Y, por Dios (ateo yo, nombro al supremo), ¡los diálogos! Todos tan triviales, gélidos, afectados, fingidos. Cuando llegué a esto tuve que decidir si debía reír o lamentarme:
«—Muchas gracias por la compañía
—De nada, ha sido un gusto. La he pasado muy bien.
—Yo también. Me he divertido mucho» (p. 116).
(Me reí).
Esta novela, como ya dije, se ha visto obligada a sufrir de obesidad. Tola no desaprovecha el subgénero y hace aparecer —sin que les saque el menor partido— a personajes como Jean-Paul Sartre, Abraham Valdelomar, César Vallejo (esposa incluida), José Carlos Mariátegui, etcétera. Entiendo que su sola mención le otorga ambiente a la novela («ambicioso fresco», dice la contraportada), pero lo intolerable es que las acciones de estos personajes sean tan banales como los diálogos y que no aporten nada a la narración.
A estas alturas nos damos cuenta de que esta novela no es tan vargasllosiana, como dijo alguien por allí en una reseña. Me cuesta creer que esa persona haya visto la sombra de Mario proyectándose sobre Tola (¡qué bueno fuera!). (Abro otro paréntesis. Respecto a la reseña a la que acabamos de hacer alusión, y que tampoco es tan difícil de adivinar, hay un velado insulto hacia el autor cuando se menciona que este es su mejor libro. Es como decir que los mejores goles de un extranjero en Primera División los marcó el 'Checho' Ibarra).
Sigamos.
Tola es torpe cuando introduce cambios de tiempo en la narración, y el lector puede notar que resultan abruptos y nada finos. Cae además en el uso de la exposición forzada en ciertos tramos del libro y esto, de verdad, ya resulta imperdonable (y para entender este desliz inventemos un ejemplo de exposición forzada: «Oh, querido Ernesto, recuerda que eres mi amante hace 22 años y cinco meses y que mi esposo, llamado Juan Pérez, abogado de profesión, y con quien llevo casada 42 años, está a punto de partir a Roma hoy a las seis de la tarde»). Ahora Tola: «No se castigue tanto, Gálvez. ¿No me dice que todo este tiempo no ha parado? ¿Que luego de nuestra estadía en el Hotel Dreesen lo destinaron a Madrid y después debió viajar por toda Europa?» (p. 411). No, el tal Gálvez nunca dijo nada al respecto.

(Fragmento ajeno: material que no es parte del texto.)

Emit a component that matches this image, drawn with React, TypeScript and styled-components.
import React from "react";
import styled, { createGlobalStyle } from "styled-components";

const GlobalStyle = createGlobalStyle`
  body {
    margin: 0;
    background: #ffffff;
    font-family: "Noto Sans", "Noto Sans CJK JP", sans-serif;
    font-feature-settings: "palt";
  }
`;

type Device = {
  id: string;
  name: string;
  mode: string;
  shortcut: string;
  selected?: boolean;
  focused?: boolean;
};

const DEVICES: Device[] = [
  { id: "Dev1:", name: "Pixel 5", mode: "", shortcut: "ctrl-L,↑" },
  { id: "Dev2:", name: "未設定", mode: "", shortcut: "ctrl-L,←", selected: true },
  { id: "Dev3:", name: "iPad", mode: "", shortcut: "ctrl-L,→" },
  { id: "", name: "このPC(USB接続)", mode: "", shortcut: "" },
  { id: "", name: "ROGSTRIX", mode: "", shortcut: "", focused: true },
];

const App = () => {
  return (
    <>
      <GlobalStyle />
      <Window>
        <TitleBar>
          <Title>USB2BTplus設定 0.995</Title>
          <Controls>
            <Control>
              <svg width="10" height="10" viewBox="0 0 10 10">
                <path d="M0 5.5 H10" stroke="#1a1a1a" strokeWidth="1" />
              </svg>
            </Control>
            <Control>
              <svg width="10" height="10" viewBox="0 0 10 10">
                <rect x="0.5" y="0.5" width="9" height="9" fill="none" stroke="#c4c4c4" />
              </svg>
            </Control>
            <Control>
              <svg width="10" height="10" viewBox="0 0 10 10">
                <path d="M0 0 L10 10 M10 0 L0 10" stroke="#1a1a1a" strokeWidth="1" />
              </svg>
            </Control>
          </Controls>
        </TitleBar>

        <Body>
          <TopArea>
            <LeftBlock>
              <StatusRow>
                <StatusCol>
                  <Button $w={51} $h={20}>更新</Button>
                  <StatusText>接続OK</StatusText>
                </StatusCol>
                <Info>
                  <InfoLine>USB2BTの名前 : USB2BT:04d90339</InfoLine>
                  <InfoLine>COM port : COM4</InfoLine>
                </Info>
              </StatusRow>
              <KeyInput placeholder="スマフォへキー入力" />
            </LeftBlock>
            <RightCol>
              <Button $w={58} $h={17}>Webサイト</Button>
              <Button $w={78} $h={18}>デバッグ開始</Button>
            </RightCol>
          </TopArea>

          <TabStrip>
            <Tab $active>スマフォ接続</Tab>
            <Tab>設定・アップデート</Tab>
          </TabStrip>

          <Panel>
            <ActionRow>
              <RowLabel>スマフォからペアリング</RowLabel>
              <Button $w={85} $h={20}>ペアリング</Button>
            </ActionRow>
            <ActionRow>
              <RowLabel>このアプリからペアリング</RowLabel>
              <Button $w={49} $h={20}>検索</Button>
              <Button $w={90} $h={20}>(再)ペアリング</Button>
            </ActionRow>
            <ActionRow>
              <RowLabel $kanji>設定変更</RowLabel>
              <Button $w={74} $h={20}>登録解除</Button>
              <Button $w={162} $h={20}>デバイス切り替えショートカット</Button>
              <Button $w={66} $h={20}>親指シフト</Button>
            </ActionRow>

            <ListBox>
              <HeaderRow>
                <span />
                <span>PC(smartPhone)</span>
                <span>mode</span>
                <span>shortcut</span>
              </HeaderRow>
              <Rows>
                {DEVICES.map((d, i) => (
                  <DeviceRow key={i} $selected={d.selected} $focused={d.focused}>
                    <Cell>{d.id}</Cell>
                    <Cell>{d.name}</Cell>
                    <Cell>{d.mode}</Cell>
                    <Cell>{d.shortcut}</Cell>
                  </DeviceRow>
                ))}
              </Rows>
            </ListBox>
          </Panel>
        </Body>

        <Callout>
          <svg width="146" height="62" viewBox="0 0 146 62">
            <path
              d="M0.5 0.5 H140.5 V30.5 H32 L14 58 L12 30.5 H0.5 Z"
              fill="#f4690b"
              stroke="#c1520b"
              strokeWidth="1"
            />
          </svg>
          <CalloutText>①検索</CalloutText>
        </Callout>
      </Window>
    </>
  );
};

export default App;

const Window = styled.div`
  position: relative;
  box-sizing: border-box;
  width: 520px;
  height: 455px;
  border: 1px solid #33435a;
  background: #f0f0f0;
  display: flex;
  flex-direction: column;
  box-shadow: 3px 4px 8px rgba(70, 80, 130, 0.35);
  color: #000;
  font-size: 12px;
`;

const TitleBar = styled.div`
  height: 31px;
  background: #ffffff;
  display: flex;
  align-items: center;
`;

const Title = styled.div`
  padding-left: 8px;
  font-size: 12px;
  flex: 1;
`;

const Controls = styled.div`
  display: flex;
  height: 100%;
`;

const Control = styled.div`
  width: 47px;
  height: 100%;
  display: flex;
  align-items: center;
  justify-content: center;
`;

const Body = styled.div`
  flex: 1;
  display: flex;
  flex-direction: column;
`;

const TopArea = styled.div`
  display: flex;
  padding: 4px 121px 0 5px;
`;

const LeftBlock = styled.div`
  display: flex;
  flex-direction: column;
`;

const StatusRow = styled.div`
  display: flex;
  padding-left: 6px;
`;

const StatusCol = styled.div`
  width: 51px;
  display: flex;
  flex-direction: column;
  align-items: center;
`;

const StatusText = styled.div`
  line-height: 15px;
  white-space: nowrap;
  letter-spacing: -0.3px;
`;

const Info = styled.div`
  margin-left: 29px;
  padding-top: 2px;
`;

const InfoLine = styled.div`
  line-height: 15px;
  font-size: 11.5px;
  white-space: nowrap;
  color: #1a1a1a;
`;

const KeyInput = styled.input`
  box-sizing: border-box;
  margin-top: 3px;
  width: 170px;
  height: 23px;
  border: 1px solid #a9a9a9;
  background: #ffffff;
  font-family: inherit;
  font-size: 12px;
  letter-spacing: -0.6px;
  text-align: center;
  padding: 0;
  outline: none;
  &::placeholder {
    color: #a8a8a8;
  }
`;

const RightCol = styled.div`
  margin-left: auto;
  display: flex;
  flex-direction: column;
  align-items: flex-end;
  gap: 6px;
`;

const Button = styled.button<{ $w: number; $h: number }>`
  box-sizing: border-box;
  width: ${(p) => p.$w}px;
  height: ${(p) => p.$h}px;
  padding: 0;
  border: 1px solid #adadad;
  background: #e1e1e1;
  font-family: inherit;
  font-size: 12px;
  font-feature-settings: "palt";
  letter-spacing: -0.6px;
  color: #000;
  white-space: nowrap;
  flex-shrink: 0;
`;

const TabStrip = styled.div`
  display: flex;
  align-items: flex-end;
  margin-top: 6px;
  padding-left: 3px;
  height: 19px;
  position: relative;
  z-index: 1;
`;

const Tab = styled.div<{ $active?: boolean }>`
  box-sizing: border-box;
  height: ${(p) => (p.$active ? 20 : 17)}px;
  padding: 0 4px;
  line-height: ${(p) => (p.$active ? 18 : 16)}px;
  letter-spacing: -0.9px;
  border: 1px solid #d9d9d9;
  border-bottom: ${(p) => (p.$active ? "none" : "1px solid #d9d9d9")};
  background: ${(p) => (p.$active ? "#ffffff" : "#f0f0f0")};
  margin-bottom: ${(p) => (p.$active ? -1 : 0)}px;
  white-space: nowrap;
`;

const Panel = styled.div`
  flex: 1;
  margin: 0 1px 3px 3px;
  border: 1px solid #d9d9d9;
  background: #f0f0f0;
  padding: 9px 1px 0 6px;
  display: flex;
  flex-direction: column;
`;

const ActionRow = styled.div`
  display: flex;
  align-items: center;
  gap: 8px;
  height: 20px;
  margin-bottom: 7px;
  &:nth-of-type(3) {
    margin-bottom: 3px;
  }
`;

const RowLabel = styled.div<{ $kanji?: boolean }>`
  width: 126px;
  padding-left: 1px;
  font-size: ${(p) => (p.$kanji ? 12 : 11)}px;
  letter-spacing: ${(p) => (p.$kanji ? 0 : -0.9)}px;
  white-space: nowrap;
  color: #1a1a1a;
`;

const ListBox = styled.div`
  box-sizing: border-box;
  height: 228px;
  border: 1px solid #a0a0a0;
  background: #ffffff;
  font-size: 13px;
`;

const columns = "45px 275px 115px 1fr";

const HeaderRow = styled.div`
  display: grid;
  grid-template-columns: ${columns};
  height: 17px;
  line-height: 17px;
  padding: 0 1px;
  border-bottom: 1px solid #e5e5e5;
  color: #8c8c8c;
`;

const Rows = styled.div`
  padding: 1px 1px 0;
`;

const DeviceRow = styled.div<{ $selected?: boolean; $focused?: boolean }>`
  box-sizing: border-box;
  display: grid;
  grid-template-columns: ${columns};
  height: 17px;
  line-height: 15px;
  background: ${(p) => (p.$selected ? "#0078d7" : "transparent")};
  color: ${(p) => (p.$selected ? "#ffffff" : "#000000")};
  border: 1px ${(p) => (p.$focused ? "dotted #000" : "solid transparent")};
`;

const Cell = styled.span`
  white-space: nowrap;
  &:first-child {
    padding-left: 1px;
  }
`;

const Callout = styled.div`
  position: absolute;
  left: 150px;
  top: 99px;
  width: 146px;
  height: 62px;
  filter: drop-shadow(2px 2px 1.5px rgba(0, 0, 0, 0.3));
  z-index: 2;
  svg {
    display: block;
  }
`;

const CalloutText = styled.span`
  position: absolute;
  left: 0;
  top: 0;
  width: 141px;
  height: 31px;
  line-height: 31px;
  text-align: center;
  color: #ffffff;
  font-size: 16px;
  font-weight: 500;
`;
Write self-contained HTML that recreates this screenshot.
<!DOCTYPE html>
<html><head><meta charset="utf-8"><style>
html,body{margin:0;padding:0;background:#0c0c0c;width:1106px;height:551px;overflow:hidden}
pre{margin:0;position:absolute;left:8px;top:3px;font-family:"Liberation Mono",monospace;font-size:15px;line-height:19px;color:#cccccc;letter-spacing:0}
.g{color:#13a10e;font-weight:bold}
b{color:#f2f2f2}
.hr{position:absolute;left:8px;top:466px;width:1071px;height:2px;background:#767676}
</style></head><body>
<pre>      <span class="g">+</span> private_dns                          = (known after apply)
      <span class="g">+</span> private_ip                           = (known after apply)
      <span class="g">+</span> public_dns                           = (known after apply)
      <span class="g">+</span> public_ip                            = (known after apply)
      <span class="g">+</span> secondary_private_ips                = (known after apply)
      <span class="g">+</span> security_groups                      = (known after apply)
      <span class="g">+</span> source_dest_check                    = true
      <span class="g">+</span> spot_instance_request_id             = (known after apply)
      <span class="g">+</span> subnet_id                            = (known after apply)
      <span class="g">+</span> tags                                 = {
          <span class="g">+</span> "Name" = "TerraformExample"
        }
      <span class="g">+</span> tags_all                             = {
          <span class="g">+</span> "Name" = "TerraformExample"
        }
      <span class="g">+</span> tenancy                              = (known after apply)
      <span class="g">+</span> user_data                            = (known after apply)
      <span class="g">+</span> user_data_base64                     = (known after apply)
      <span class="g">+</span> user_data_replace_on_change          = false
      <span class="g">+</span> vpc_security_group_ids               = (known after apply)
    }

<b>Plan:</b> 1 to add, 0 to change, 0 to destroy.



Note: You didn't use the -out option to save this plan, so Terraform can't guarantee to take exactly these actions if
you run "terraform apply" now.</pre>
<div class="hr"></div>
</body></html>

Por todas las deficiencias mencionadas (y quedan muchas más por anotar), la narrativa de Tola está más emparentada con la de Alonso Cueto. La noche sin ventanas es, por tanto, una novela cueteana (aquí va un neologismo). Sin embargo, no hay que ser mezquinos. Tal vez solo una cosa se podría rescatar de esta novela fallida, y creo que aquí el sentimiento es unánime: la portada es bonita.
TOLA, Raúl. La noche sin ventanas. Lima: Alfaguara, 2017.
(Reseña publicada en Solo Tempestad).